Какой читатель “Мастера и Маргариты” не помнит этой грозы? Но Ивану Бездомному еще повезло. За пуленепробиваемыми стеклами клиники доктора Стравинского Иван мог лишь смотреть на пугающую тучу “с дымящимися краями”, а потом на “радугу, раскинувшуюся по небу” после дождя.
Автобиографического героя “Московской книги” Юрия Нагибина гроза застала на улице: “Длинная отвесная молния упала на город, далеко, за Остоженкой, – странен был ее отблеск в фольге застывшей реки, – и тут же, без проволочки, грянул такой громище, что виски заломило. И, не дав оправиться от потрясения, другая молния пересчитала подвесы моста, и гром прозвучал в самом металле.

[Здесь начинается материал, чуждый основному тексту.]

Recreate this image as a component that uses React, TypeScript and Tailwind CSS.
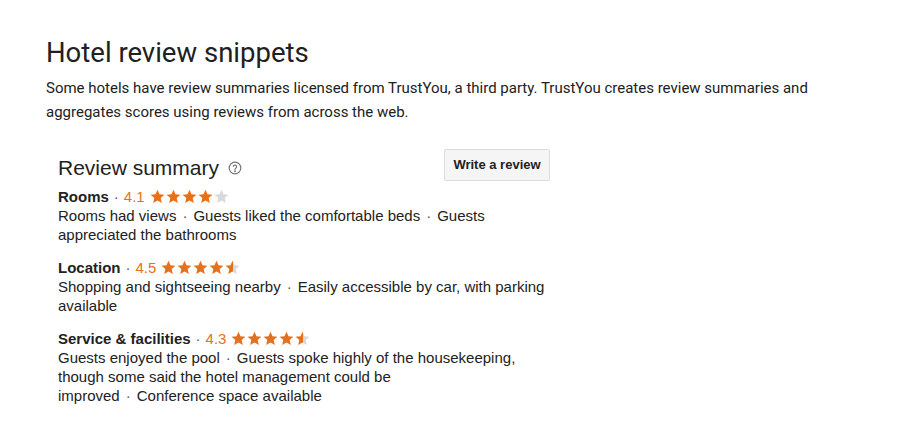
import React from 'react';

const ORANGE = '#e7711b';

function Star({ fill, id }: { fill: number; id: string }) {
  // fill: 0..1 portion filled from the left
  return (
    <svg width="15" height="15" viewBox="0 0 24 24" className="shrink-0">
      <defs>
        <linearGradient id={id}>
          <stop offset={fill} stopColor={ORANGE} />
          <stop offset={fill} stopColor="#d9d9d9" />
        </linearGradient>
      </defs>
      <path
        d="M12 1.2l3.2 7.3 7.9.7-6 5.3 1.8 7.8L12 18.2l-6.9 4.1 1.8-7.8-6-5.3 7.9-.7z"
        fill={`url(#${id})`}
      />
    </svg>
  );
}

function Stars({ value, name }: { value: number; name: string }) {
  return (
    <span className="inline-flex items-center gap-[1px] ml-[5px]">
      {[0, 1, 2, 3, 4].map((i) => {
        const f = Math.max(0, Math.min(1, value - i));
        return <Star key={i} id={`${name}-${i}`} fill={f >= 0.9 ? 1 : f <= 0.15 ? 0 : 0.55} />;
      })}
    </span>
  );
}

const SECTIONS = [
  {
    key: 'rooms',
    label: 'Rooms',
    score: 4.1,
    parts: ['Rooms had views', 'Guests liked the comfortable beds', 'Guests appreciated the bathrooms'],
  },
  {
    key: 'location',
    label: 'Location',
    score: 4.5,
    parts: ['Shopping and sightseeing nearby', 'Easily accessible by car, with parking available'],
  },
  {
    key: 'service',
    label: 'Service & facilities',
    score: 4.3,
    parts: [
      'Guests enjoyed the pool',
      'Guests spoke highly of the housekeeping, though some said the hotel management could be improved',
      'Conference space available',
    ],
  },
];

export default function App() {
  return (
    <div className="w-[900px] h-[440px] bg-white text-[#222] px-[46px] pt-[33px]">
      <h1 className="font-['Roboto',sans-serif] text-[27.5px] leading-[40px] text-[#212121]">
        Hotel review snippets
      </h1>
      <p className="font-['Roboto',sans-serif] text-[15px] leading-[24px] text-[#212121] mt-[3px] w-[790px]">
        Some hotels have review summaries licensed from TrustYou, a third party. TrustYou creates review summaries and
        aggregates scores using reviews from across the web.
      </p>

      <div className="ml-[12px] mt-[25px] w-[492px] font-['Liberation_Sans',Arial,sans-serif]">
        <div className="flex items-start justify-between">
          <div className="flex items-center gap-[9px] pt-[6px]">
            <span className="text-[21px] leading-[26px] text-[#222]">Review summary</span>
            <svg width="14" height="14" viewBox="0 0 24 24" fill="none" stroke="#757575" strokeWidth="2">
              <circle cx="12" cy="12" r="10" />
              <path d="M9.1 9a3 3 0 0 1 5.8 1c0 2-3 2.5-3 4.5" strokeLinecap="round" />
              <circle cx="12" cy="17.6" r="0.6" fill="#757575" />
            </svg>
          </div>
          <button className="h-[32px] w-[106px] bg-[#f5f5f5] border border-[#dcdcdc] rounded-[2px] text-[13px] font-bold text-[#222]">
            Write a review
          </button>
        </div>

        <div className="flex flex-col gap-[14px] mt-[6px]">
          {SECTIONS.map((s) => (
            <div key={s.key} className="text-[15px] leading-[19px]">
              <div className="flex items-center">
                <span className="font-bold text-[#222]">{s.label}</span>
                <span className="text-[#555] mx-[5px]">·</span>
                <span style={{ color: ORANGE }}>{s.score}</span>
                <Stars value={s.score} name={s.key} />
              </div>
              <p className="text-[#222]">
                {s.parts.map((p, i) => (
                  <React.Fragment key={i}>
                    {i > 0 && <span className="px-[6px] text-[#555]">·</span>}
                    {p}
                  </React.Fragment>
                ))}
              </p>
            </div>
          ))}
        </div>
      </div>
    </div>
  );
}
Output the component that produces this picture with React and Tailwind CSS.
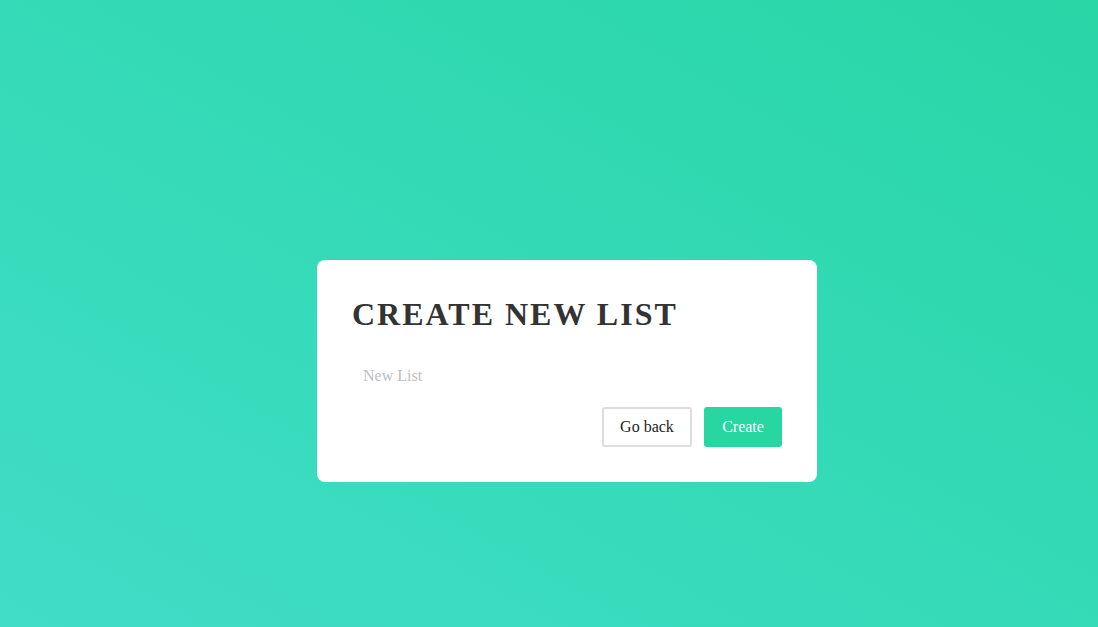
export default function App() {
  return (
    <div
      className="w-full h-[627px] overflow-hidden bg-[linear-gradient(to_top_right,#40ddc7,#29d6a6)]"
      style={{ fontFamily: '"Liberation Serif", "Times New Roman", serif' }}
    >
      <div className="pt-[260px] pl-[317px]">
        <div className="w-[500px] h-[222px] bg-white rounded-lg px-[35px] pt-[32px]">
          <h1 className="text-[32px] leading-[44px] font-bold tracking-[2px] text-[#333333]">CREATE NEW LIST</h1>
          <input
            className="mt-[25px] ml-[11px] w-[300px] h-[30px] text-[16px] outline-none placeholder:text-[#bdbdc4] text-[#333]"
            placeholder="New List"
          />
          <div className="mt-[16px] flex justify-end gap-[12px]">
            <button className="w-[90px] h-[40px] border-2 border-[#dddddd] rounded-[3px] text-[16px] text-[#222] bg-white">Go back</button>
            <button className="w-[78px] h-[40px] rounded-[3px] text-[16px] text-white bg-[#27d6a1]">Create</button>
          </div>
        </div>
      </div>
    </div>
  );
}
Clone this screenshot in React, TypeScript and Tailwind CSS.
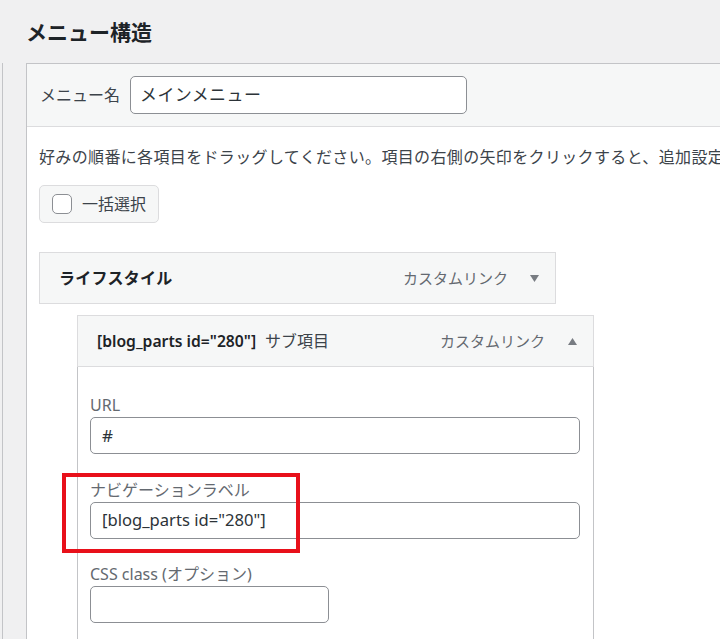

Мы не обогнали грозы. Уже в виду станции метро с голым, обобранным окрестом – исчезли все газировщицы, мороженщицы, цветочницы и папиросницы, – нас затопил огромный ливень. Он возвестил о себе дробью тяжелых, полновесных ударов, будто не дождевые капли окропили крыши, стены, листву деревьев, асфальт, а ртутные виноградины – пригоршнями из могучей длани. И сразу рухнул поток. Дождь бил в полуоткрытый от усталости рот, словно струя вина из бурдюка. Одежда приклеилась к телу, волосы облепили лоб, виски, щеки, в туфлях смачно, жирно зачавкало. Ни к чему стало торопиться. Мы, как водяные, уже и не мыслили себе иного состояния, кроме такого вот, вдрызг измокшего. И мы пошли неспешным, прогулочным шагом. Нас всё время обгоняли люди, и к метро мы подошли почти в одиночестве”.58
Казалось бы, Мура не должны были удивить ни московская жара, ни сильные, внезапные ливни. То и другое для Парижа обычно. Непривычен был резкий переход от прохладной весны с заморозками к летнему пеклу.
“У нас не май, а октябрь”59, – пишет Цветаева Але 23 мая 1941-го. Почти в одно слово с ней Мур: “Конец мая, а серо, холодно, дождливо, деревья еле вяло запушились”60. Но не пройдет и трех недель, как в Москве уже “стоит жара, сменившая частые ливни”. “Хожу по липкому асфальту”61, – напишет Мур своей сестре. Переход к осенним холодам бывал столь же резким. В 1939-м первые заморозки случились 11 августа.